Because in that world, software is in fact “soft” - in a large complex real time control system like the Shuttle’s avionics system, software is pervasive and, in virtually every case, the last subsystem to stabilize. Software by its nature is the easiest place to correct problems - hut by that very nature, it becomes a tyrant to its users ard a tenuous and murky unknown to the analysts. Software is the easiest to change … but in change, it is the easiest to compromise.

from https://www5.in.tum.de/persons/huckle/space_.pdf

i always oscillate between the two modes of:

  • programming most things is so easy, how on earth are software engineers paid so much, this seems ripe for outsourcing/automation
  • programming is one of the hardest things humans can do, we are awful at it, software engineers should be paid more because we need to attract the best people — it’s a miracle this works at all.

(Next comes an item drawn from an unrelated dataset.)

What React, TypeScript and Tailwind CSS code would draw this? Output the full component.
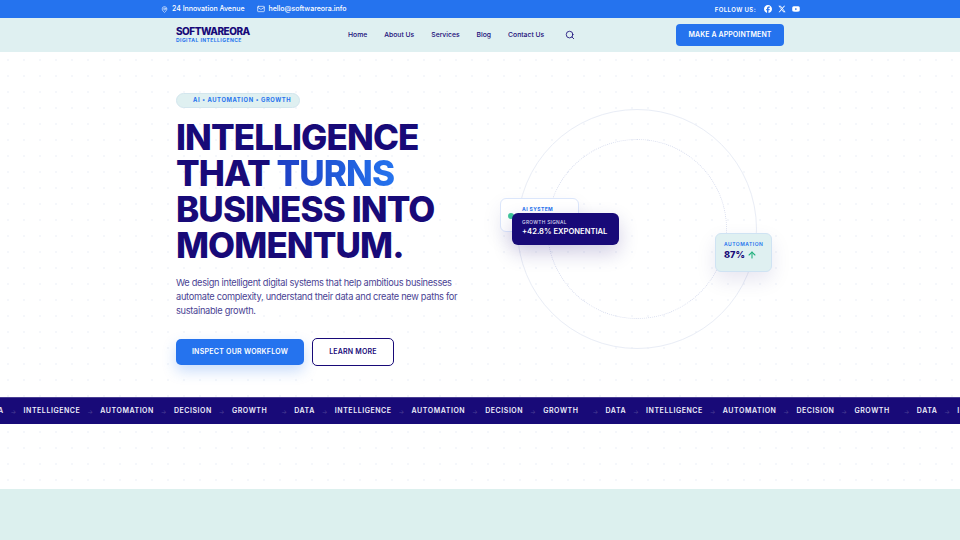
import { ArrowUp, Mail, MapPin, Search } from "lucide-react";
import { FaFacebook, FaXTwitter, FaYoutube } from "react-icons/fa6";

const navLinks = ["Home", "About Us", "Services", "Blog", "Contact Us"];
const tickerWords = ["INTELLIGENCE", "AUTOMATION", "DECISION", "GROWTH", "DATA"];

const TopBar = () => {
  return (
    <div className="h-[18px] bg-[#2573ee] text-white">
      <div className="mx-auto flex h-full w-[640px] items-center justify-between pl-[1px]">
        <div className="flex items-center gap-3 text-[7px] font-medium">
          <span className="flex items-center gap-[4px]">
            <MapPin size={7} />
            24 Innovation Avenue
          </span>
          <span className="flex items-center gap-[4px]">
            <Mail size={8} />
            hello@softwareora.info
          </span>
        </div>
        <div className="flex items-center gap-[6px]">
          <span className="mr-[2px] text-[6px] font-semibold tracking-[0.4px]">FOLLOW US:</span>
          <FaFacebook size={8} />
          <FaXTwitter size={8} />
          <FaYoutube size={8} />
        </div>
      </div>
    </div>
  );
};

const Header = () => {
  return (
    <header className="h-[34px] bg-[#dff0f1]">
      <div className="mx-auto flex h-full w-[608px] items-center">
        <div className="w-[172px]">
          <div className="text-[10px] leading-[11px] font-extrabold tracking-[-0.5px] text-[#180a78]">SOFTWAREORA</div>
          <div className="text-[5px] leading-[7px] font-bold tracking-[0.45px] text-[#2573ee]">DIGITAL INTELLIGENCE</div>
        </div>
        <nav className="flex flex-1 items-center gap-[17px] text-[6.8px] font-medium text-[#180a78]">
          {navLinks.map((link) => (
            <a key={link}>{link}</a>
          ))}
          <Search size={10} className="ml-[4px]" />
        </nav>
        <button className="h-[22px] w-[108px] rounded-[4px] bg-[#2573ee] text-[7px] font-semibold tracking-[0.1px] text-white">
          MAKE A APPOINTMENT
        </button>
      </div>
    </header>
  );
};

const HeroVisual = () => {
  return (
    <div className="relative h-[240px] w-[272px] shrink-0">
      <div className="absolute top-0 left-[17px] size-[240px] rounded-full border border-[#e9edf6]"></div>
      <div className="absolute top-[30px] left-[47px] size-[180px] rounded-full border border-dotted border-[#d9deef]"></div>
      <div className="absolute top-[89px] left-0 h-[34px] w-[79px] rounded-[6px] border border-[#dbe6fb] bg-white shadow-[0_8px_20px_rgba(24,10,120,0.08)]">
        <span className="absolute top-[14px] left-[7px] size-[6px] rounded-full bg-[#3fc79a]"></span>
        <span className="absolute top-[7px] left-[21px] text-[5px] leading-[6px] font-bold tracking-[0.4px] text-[#2573ee]">AI SYSTEM</span>
      </div>
      <div className="absolute top-[104px] left-[12px] h-[32px] w-[107px] rounded-[6px] bg-[#180a78] pt-[6px] pl-[10px] text-white shadow-[0_8px_20px_rgba(24,10,120,0.2)]">
        <div className="text-[4.8px] leading-[7px] font-medium tracking-[0.3px] text-[#d5d5ee]">GROWTH SIGNAL</div>
        <div className="text-[7.6px] leading-[12px] font-semibold whitespace-nowrap">+42.8% EXPONENTIAL</div>
      </div>
      <div className="absolute top-[124px] left-[215px] h-[39px] w-[57px] rounded-[6px] border border-[#cfe3f3] bg-[#dff0f1] pt-[6px] pl-[8px] shadow-[0_8px_20px_rgba(24,10,120,0.1)]">
        <div className="text-[5px] leading-[8px] font-semibold tracking-[0.5px] text-[#2573ee]">AUTOMATION</div>
        <div className="flex items-center gap-[2px] text-[9.2px] leading-[13px] font-extrabold text-[#180a78]">
          87%
          <ArrowUp size={10} strokeWidth={2.6} className="text-[#22b07d]" />
        </div>
      </div>
    </div>
  );
};

const Hero = () => {
  return (
    <section className="h-[345px] bg-white bg-[radial-gradient(circle,#f5f7fb_1px,transparent_1px)] bg-[size:16px_16px]">
      <div className="mx-auto flex h-full w-[608px] justify-between pr-[12px]">
        <div className="w-[300px] pt-[41px]">
          <div className="flex h-[15px] w-[124px] items-center rounded-full border border-[#d3e6ee] bg-[#dff0f1] pl-[16px] text-[5.8px] font-bold tracking-[0.6px] text-[#2573ee]">
            AI • AUTOMATION • GROWTH
          </div>
          <h1 className="mt-[11px] text-[35px] leading-[36px] font-extrabold tracking-[-0.9px] text-[#180a78]">
            INTELLIGENCE
            <br />
            THAT{" "}
            <span className="bg-gradient-to-r from-[#1f3fc4] to-[#2573ee] bg-clip-text text-transparent">TURNS</span>
            <br />
            BUSINESS INTO
            <br />
            MOMENTUM.
          </h1>
          <p className="mt-[13px] w-[285px] text-[9.25px] leading-[14px] tracking-[-0.3px] text-[#4a3f93]">
            We design intelligent digital systems that help ambitious businesses automate complexity, understand their data and create new paths for sustainable growth.
          </p>
          <div className="mt-[20px] flex items-center gap-2">
            <button className="h-[26px] w-[128px] rounded-[5px] bg-[#2573ee] text-[7px] font-semibold tracking-[0.25px] text-white shadow-[0_6px_14px_rgba(37,115,238,0.25)]">
              INSPECT OUR WORKFLOW
            </button>
            <button className="h-[28px] w-[82px] rounded-[5px] border border-[#180a78] bg-white text-[7px] font-semibold tracking-[0.2px] text-[#180a78]">
              LEARN MORE
            </button>
          </div>
        </div>
        <div className="pt-[57px]">
          <HeroVisual />
        </div>
      </div>
    </section>
  );
};

const Ticker = () => {
  const words = [...tickerWords, ...tickerWords, ...tickerWords, ...tickerWords];
  return (
    <div className="flex h-[27px] items-center overflow-hidden border-t border-[#4a3f93] bg-[#180a78] text-[7px] font-semibold tracking-[0.55px] text-[#eeeefb]">
      <div className="-ml-[17px] flex shrink-0 items-center">
        <span className="shrink-0">DATA</span>
        {words.map((word, i) => (
          <span key={i} className="flex shrink-0 items-center">
            <span className="w-[20px] text-center text-[6px] font-normal text-[#4a3f93]">→</span>
            {word}
            {word === "GROWTH" && <span className="w-[7px]"></span>}
          </span>
        ))}
      </div>
    </div>
  );
};

export default function App() {
  return (
    <div className="h-[540px] w-[960px] overflow-hidden bg-white font-['Inter',sans-serif]">
      <TopBar />
      <Header />
      <Hero />
      <Ticker />
      <div className="h-[65px] bg-white bg-[radial-gradient(circle,#f5f7fb_1px,transparent_1px)] bg-[size:16px_16px]"></div>
      <div className="h-[51px] bg-[#dcf0ee]"></div>
    </div>
  );
}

i think this quote succinctly articulates why software doesn’t seem hard and actually is hard.

building a bridge is hard because no bridge is ever exactly the same, and you need people to design the bridge with the appropriate principles so as to be safe, and then construct it such that it satisfies the necessary physics. except once you start building the bridge, you are building the bridge. the brige is being built. you can’t very easily decide halfway through to change the building materials. and yet software is like that — enticingly flexible so as to make specifications seem unnecessary, and brutal in the impossibility of writing software with 0 errors.

software doesn’t have physics lying underneath — the same protocol can be used for 2 or 2 trillion network packets, but that flexibility means it’s hard(er) to test.